## Stated problem:
Find the line with "Clone this screenshot in React, TypeScript" and the line with "const ALL: Option[]", then repeat both of them and every line in between exactly. Omit the pictures.

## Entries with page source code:
++++++

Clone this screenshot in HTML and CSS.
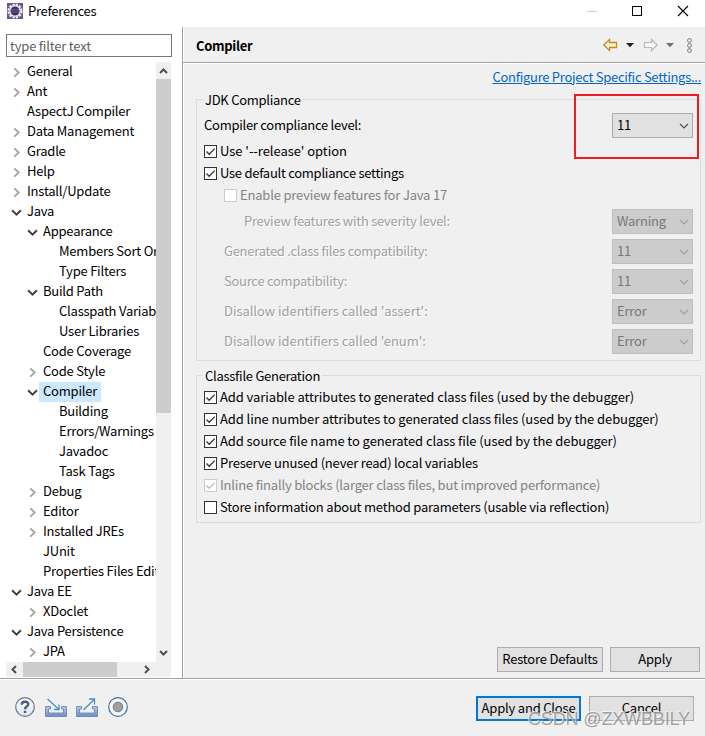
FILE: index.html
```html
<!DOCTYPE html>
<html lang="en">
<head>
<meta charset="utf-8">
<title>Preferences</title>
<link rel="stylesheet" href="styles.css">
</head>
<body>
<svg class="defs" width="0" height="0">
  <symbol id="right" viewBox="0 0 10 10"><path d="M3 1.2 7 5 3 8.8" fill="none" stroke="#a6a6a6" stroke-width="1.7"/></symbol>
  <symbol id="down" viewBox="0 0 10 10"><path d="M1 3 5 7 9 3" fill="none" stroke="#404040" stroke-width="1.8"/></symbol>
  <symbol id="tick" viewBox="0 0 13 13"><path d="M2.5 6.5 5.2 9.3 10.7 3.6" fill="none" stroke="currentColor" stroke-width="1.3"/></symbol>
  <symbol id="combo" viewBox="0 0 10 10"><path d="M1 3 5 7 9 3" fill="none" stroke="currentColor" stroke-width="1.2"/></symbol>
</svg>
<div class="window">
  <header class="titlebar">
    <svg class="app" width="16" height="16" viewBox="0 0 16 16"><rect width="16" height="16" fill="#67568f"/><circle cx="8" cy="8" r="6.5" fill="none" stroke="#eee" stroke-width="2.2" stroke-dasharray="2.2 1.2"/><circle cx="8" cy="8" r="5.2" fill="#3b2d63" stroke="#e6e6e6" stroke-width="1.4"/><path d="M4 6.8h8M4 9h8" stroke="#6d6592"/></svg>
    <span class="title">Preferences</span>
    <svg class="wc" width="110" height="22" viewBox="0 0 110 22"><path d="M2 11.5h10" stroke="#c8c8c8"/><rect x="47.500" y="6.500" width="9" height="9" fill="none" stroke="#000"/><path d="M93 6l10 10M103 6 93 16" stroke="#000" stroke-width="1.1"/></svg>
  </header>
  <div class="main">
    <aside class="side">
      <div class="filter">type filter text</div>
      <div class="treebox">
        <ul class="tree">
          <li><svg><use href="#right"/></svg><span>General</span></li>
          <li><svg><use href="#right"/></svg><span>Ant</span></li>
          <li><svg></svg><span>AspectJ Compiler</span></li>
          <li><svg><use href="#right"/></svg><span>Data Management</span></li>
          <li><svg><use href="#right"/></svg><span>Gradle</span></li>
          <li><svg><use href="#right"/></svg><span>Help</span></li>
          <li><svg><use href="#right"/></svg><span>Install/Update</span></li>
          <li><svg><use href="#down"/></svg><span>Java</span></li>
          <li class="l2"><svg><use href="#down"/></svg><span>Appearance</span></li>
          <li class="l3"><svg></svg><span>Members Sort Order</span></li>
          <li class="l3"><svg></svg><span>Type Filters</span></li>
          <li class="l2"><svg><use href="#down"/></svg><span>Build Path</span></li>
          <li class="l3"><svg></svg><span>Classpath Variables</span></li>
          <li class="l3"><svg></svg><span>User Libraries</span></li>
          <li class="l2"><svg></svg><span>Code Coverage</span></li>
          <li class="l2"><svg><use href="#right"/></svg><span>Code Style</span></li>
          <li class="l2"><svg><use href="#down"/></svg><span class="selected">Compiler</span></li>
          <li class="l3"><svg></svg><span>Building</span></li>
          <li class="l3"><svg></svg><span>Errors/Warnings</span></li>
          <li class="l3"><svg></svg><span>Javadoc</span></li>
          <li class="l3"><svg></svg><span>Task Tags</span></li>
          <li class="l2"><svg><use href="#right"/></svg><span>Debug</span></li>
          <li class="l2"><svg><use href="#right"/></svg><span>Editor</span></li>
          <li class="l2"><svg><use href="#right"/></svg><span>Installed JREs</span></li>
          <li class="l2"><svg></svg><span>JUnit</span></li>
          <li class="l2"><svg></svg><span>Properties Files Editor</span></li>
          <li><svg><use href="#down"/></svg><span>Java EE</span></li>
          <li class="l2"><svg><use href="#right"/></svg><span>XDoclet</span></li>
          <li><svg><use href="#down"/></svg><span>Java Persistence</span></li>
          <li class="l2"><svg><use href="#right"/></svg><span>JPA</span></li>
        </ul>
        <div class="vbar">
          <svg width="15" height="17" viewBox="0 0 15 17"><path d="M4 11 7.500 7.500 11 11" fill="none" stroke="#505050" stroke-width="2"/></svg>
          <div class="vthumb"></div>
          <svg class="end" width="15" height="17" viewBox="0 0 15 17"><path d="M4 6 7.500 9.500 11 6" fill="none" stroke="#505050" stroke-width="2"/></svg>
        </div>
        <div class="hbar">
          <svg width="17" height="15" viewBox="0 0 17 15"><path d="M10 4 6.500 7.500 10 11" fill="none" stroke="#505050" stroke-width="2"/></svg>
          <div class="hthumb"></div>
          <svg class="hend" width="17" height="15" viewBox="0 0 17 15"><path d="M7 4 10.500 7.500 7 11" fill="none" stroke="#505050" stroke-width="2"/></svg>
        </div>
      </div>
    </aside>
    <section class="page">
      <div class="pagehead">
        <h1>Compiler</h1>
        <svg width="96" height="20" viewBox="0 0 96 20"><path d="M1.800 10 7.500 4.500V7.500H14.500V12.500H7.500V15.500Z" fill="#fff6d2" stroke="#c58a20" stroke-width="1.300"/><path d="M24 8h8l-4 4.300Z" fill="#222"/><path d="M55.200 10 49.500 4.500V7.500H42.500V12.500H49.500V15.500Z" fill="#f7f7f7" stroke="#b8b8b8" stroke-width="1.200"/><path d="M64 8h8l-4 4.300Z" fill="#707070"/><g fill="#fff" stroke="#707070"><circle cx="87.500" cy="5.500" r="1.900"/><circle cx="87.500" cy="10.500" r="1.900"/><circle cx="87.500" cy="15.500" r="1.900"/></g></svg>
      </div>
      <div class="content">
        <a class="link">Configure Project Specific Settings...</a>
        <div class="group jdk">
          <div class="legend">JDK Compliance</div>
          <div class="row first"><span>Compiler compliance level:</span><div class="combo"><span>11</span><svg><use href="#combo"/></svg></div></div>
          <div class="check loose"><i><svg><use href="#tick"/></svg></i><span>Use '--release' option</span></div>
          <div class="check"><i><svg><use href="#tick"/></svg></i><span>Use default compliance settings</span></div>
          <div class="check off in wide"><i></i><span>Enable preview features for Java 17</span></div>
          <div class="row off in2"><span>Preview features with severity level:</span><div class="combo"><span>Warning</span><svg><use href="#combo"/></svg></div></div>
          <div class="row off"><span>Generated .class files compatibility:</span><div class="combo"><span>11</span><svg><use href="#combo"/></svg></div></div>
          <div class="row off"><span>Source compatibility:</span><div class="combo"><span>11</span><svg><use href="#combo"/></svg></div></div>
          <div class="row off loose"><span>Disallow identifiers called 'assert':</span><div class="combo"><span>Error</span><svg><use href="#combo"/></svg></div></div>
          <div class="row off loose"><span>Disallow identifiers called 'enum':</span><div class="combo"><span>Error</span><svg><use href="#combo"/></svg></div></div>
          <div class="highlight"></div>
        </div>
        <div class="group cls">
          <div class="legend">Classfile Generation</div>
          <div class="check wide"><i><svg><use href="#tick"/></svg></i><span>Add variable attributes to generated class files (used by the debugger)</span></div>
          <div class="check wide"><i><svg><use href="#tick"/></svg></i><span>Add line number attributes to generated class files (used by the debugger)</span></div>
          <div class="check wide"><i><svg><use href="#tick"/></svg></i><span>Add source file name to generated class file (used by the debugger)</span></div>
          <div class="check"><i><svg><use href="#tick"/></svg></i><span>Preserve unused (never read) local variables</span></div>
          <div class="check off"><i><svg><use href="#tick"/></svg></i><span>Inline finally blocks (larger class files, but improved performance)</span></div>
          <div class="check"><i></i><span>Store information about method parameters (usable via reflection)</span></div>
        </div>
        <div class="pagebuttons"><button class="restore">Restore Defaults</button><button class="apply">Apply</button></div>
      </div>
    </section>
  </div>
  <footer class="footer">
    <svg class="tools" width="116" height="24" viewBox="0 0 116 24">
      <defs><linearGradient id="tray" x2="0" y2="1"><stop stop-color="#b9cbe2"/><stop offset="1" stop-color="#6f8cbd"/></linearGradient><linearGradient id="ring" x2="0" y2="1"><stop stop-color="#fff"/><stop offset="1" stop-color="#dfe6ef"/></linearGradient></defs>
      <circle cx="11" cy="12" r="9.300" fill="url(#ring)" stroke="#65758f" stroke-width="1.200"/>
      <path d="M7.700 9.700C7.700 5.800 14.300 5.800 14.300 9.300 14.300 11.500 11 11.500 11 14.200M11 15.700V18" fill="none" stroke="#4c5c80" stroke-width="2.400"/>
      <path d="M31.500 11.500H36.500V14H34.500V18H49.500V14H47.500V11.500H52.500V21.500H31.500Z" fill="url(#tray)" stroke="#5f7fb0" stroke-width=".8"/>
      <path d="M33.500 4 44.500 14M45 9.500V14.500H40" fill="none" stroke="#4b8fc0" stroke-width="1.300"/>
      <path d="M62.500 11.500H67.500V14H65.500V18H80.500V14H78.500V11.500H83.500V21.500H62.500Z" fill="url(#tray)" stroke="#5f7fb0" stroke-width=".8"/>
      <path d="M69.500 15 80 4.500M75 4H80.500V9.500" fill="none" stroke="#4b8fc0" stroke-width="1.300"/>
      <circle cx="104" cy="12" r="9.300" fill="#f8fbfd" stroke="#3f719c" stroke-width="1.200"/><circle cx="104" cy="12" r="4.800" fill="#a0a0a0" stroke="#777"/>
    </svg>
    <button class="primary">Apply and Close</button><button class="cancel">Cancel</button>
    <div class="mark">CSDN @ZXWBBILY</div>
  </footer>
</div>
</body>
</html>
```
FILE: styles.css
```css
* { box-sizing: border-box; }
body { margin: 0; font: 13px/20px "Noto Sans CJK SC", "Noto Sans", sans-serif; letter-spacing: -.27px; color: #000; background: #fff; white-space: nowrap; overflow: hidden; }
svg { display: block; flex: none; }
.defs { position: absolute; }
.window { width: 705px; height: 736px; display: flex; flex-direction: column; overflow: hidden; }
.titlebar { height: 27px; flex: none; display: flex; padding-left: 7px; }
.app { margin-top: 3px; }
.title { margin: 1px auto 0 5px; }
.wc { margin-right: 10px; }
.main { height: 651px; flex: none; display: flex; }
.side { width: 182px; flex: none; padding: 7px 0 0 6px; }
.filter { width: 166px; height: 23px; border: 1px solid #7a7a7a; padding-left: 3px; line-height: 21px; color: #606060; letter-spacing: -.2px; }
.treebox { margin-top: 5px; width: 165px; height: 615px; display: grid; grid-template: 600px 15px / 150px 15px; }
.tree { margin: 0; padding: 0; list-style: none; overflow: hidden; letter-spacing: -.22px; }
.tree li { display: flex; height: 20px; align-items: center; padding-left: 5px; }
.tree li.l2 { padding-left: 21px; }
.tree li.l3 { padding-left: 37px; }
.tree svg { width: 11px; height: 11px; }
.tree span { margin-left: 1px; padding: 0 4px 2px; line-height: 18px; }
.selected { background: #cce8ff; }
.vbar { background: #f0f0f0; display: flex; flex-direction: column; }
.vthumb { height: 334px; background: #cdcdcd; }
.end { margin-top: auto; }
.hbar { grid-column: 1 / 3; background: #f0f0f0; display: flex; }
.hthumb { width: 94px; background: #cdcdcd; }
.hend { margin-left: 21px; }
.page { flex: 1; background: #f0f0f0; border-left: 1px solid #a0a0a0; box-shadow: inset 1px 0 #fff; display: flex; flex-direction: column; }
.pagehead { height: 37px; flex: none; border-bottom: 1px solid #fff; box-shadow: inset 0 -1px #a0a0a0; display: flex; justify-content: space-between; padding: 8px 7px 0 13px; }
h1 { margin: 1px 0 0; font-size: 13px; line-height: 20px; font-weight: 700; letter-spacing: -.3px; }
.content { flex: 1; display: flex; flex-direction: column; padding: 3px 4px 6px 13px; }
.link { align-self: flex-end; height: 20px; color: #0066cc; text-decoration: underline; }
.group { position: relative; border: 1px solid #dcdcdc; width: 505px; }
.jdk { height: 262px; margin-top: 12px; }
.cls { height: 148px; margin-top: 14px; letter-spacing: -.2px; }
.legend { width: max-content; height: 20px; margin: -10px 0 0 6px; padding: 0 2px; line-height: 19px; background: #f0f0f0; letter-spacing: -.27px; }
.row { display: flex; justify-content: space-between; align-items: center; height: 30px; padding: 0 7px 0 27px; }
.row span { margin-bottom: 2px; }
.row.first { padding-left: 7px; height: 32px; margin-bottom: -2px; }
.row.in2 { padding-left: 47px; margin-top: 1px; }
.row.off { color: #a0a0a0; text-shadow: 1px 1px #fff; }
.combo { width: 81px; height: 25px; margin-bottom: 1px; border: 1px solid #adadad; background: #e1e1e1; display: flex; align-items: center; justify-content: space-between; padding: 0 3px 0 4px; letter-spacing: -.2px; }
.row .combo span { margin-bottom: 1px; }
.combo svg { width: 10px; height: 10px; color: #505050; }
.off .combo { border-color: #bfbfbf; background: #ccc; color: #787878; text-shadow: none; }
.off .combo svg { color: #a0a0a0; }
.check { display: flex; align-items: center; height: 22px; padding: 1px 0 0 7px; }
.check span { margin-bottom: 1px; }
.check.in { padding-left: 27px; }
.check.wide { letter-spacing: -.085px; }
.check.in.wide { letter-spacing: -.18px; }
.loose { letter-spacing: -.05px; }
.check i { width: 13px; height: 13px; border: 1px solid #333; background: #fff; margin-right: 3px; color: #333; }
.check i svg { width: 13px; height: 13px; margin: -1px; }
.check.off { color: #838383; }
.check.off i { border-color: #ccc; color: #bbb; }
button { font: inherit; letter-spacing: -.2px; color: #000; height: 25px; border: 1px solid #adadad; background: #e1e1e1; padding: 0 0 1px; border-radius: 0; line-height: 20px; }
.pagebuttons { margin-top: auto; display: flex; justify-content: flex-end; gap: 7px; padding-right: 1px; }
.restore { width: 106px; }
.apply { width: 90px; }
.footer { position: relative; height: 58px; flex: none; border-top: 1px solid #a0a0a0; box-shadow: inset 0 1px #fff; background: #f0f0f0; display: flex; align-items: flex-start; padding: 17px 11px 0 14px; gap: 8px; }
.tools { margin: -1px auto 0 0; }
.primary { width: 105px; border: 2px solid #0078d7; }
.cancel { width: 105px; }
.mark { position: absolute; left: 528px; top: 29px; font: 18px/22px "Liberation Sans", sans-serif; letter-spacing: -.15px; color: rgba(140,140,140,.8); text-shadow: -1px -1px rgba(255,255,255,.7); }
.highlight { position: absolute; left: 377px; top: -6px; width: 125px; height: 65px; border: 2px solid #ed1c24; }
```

++++++

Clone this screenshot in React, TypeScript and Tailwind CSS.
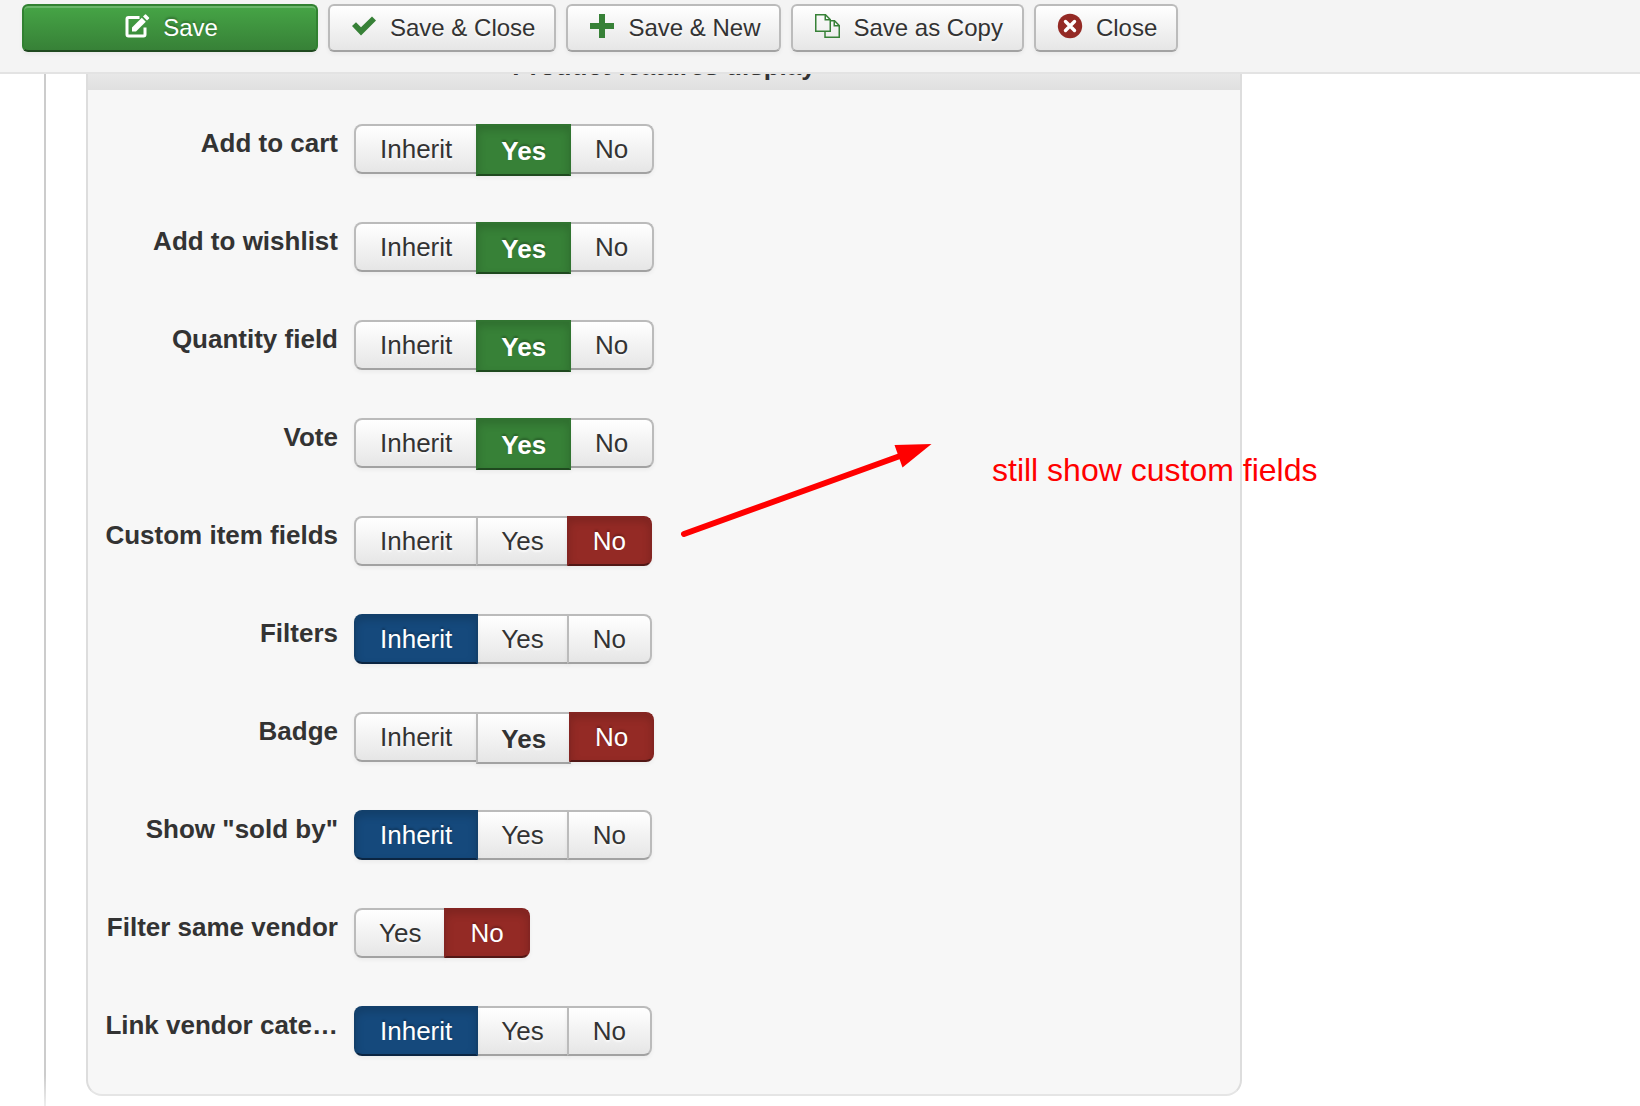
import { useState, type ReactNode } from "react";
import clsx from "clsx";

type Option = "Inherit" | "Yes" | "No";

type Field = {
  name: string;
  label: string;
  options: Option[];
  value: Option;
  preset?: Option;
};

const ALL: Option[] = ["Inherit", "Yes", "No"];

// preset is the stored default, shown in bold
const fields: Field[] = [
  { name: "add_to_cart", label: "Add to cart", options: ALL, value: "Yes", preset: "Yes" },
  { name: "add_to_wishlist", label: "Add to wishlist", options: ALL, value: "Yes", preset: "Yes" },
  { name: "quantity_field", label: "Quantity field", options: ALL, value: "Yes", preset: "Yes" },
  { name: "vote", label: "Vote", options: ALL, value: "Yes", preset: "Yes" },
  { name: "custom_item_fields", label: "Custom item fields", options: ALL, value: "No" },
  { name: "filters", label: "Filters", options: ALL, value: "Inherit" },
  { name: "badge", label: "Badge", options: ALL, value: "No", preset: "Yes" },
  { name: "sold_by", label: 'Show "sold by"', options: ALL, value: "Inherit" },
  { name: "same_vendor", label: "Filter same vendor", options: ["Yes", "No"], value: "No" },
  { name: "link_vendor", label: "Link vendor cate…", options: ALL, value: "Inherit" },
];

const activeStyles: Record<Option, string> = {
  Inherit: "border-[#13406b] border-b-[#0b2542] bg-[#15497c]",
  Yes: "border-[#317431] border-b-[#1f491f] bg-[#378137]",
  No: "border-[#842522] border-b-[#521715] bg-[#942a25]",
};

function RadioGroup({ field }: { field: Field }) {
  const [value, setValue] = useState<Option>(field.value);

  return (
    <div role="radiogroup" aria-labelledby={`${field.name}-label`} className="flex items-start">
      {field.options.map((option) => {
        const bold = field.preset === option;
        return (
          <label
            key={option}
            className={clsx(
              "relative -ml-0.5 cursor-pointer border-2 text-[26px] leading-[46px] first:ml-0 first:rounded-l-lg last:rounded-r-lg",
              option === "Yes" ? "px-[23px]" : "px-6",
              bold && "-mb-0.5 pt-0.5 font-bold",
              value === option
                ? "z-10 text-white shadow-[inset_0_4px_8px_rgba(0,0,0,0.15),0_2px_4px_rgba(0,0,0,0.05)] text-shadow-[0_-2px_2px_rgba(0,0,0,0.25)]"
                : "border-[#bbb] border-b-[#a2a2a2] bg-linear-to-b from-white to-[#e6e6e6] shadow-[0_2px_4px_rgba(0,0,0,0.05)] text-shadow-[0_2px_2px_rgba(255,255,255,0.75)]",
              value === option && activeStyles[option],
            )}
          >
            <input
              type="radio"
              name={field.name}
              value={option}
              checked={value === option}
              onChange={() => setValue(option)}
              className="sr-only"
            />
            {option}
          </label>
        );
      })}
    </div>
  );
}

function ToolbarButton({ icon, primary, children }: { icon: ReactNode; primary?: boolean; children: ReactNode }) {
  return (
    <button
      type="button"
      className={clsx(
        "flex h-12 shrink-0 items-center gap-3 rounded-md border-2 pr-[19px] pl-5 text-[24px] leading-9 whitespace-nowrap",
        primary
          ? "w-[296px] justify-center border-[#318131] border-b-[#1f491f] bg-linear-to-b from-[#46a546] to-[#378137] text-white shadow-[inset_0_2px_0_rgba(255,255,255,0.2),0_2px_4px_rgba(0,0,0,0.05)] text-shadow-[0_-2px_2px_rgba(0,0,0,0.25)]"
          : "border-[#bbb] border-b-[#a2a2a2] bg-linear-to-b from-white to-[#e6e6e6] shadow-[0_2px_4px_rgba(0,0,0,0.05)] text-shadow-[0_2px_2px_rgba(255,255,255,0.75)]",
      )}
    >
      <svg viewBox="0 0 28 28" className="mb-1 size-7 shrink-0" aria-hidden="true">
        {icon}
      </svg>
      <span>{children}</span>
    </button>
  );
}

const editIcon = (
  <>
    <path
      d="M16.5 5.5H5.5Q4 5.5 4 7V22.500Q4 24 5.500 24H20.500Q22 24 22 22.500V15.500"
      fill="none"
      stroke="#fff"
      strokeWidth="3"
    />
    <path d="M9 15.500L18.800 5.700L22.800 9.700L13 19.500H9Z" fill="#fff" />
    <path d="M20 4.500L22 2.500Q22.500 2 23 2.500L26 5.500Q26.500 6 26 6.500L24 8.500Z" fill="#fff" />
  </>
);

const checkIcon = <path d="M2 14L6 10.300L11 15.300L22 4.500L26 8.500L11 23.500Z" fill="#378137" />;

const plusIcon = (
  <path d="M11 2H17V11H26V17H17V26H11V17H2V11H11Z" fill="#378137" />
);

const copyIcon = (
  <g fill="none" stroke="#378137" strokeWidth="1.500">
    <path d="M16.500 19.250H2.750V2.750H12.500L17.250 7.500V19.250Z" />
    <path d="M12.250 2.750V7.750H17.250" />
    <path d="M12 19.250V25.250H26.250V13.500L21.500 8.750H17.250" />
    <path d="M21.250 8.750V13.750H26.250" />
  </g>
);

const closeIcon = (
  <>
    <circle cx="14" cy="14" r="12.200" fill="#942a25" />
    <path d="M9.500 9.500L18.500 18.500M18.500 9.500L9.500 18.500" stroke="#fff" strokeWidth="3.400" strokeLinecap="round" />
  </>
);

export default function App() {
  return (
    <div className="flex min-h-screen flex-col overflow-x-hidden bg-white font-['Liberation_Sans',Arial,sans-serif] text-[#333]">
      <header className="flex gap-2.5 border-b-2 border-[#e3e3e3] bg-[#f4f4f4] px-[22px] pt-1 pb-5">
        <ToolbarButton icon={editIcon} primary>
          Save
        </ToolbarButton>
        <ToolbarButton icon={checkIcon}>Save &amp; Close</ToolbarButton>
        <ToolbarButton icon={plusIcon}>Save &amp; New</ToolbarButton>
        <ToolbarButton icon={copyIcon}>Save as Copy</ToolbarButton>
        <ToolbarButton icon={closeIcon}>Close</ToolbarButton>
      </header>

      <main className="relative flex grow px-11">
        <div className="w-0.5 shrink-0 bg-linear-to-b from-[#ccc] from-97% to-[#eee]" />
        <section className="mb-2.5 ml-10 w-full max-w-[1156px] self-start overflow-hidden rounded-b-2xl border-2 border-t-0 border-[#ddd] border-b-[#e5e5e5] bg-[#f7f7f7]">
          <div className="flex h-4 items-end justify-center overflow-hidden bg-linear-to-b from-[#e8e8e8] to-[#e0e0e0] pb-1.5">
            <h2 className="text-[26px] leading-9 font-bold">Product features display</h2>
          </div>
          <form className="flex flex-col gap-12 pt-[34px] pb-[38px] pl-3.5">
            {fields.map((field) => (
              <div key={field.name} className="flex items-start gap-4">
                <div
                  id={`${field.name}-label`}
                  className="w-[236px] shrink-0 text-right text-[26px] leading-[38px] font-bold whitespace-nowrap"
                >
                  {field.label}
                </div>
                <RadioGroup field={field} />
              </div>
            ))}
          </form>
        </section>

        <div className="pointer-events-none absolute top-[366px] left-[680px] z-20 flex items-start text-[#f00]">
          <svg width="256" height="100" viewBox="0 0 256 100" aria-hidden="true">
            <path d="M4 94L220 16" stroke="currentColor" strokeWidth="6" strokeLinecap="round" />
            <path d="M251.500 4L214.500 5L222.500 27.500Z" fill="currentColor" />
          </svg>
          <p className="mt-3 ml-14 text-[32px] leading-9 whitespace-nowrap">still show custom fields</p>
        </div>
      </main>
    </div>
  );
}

++++++

## Task answer:
Clone this screenshot in React, TypeScript and Tailwind CSS.
import { useState, type ReactNode } from "react";
import clsx from "clsx";

type Option = "Inherit" | "Yes" | "No";

type Field = {
  name: string;
  label: string;
  options: Option[];
  value: Option;
  preset?: Option;
};

const ALL: Option[] = ["Inherit", "Yes", "No"];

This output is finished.